Environ 30 % de la DSIL est consacrée au financement de ces dispositifs contractuels – CRTE, Action cœur de ville, Petites villes de demain, etc. – qui sont aujourd'hui plus nombreux et ont justifié la majoration de la DSIL dans le cadre de la loi de finances pour 2022.
Certains projets financés par la DSIL sur un dispositif contractuel ne concernent pas des territoires ruraux. Citons l'exemple du financement de l'éclairage public dans la communauté d'agglomération de Roissy-Pays de France, qui n'est évidemment pas un territoire rural, pour 300 000 euros, dans le cadre du programme Territoires d'industrie en 2020. Ce type de financement rentre tout à fait dans le cœur de cible de la DSIL et il ne s'agit pas de le remettre en cause, mais il y a une contradiction avec la loi qui justifierait qu'une clarification législative soit apportée.
Enfin, comme mon collègue François Jolivet l'a exposé, notre étude a porté sur l'analyse des taux de rejets des projets. Au niveau des crédits, nous avons relevé que des rejets sont motivés par des insuffisances de crédits, mais la situation est différente selon les départements.
Par exemple, dans le Puy-de-Dôme, la préfecture nous a signalé qu'aucun dossier DSIL n'avait été écarté en 2020 mais 58 l'ont été en 2021, dont 39 pour insuffisance de crédits. Dans l'Indre, 39 dossiers DSIL ont été écartés sur 54 déposés en 2020, dont 21 pour insuffisance de crédits.
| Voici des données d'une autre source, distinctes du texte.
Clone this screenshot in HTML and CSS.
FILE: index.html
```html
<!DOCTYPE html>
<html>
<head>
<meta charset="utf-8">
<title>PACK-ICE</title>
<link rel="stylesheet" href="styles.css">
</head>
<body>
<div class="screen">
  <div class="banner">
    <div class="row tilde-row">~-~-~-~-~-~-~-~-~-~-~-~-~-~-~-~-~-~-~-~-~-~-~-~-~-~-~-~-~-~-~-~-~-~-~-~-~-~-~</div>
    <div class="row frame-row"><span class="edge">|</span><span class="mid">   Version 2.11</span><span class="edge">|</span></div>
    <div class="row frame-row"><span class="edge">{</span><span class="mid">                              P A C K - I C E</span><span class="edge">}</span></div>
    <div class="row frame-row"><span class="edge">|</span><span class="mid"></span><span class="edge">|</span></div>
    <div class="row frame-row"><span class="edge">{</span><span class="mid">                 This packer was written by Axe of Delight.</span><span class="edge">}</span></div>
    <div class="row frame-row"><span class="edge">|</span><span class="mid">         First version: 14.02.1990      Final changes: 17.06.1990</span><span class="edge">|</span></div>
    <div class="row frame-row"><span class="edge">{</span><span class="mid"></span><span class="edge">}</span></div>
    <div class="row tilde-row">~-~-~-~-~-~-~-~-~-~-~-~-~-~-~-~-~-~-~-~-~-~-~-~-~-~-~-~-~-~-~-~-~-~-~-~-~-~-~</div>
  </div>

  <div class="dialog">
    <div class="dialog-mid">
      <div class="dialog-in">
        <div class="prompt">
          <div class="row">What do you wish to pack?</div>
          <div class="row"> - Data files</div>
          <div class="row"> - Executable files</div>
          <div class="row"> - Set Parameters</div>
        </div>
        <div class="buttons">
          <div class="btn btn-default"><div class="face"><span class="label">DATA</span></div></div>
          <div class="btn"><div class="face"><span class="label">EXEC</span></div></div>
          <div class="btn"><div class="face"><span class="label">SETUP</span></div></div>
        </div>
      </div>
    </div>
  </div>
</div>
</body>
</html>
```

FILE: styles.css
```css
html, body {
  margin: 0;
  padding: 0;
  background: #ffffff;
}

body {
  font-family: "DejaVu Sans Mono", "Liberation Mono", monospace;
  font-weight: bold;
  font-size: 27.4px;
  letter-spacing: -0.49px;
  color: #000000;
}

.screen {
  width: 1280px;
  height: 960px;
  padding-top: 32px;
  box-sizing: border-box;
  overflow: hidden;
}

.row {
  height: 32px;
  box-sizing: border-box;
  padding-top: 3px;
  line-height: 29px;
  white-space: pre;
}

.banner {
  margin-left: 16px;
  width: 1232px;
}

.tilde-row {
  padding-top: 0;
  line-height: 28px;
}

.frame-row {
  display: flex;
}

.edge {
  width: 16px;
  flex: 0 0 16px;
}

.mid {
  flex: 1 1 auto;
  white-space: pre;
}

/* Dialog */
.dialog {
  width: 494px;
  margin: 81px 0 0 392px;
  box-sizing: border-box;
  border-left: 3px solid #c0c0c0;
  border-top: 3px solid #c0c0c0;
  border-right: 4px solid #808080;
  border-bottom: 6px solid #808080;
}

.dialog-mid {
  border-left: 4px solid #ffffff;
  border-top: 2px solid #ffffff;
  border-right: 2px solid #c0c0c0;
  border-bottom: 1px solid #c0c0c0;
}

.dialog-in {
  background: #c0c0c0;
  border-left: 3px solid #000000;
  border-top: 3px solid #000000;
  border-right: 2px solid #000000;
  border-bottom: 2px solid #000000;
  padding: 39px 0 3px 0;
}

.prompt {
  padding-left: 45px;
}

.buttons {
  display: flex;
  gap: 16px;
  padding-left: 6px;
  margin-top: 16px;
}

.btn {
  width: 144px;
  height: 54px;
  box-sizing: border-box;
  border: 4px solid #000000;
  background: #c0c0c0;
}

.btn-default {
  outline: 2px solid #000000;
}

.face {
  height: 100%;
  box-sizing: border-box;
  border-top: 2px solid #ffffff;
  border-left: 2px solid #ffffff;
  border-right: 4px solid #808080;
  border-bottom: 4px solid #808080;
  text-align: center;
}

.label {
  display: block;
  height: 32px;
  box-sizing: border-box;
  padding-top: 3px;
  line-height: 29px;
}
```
Dans le Nord, le taux de rejet atteint 59 % pour la DETR et la DSIL. La préfecture du Grand Est nous a signalé un taux de rejet de 57 %. La complémentarité des dotations ne permet pas toujours de compenser les insuffisances de crédits.
En revanche, s'agissant des crédits de paiement, les tensions sont moindres et concernent des indisponibilités limitées à certains départements, en fin d'exercice.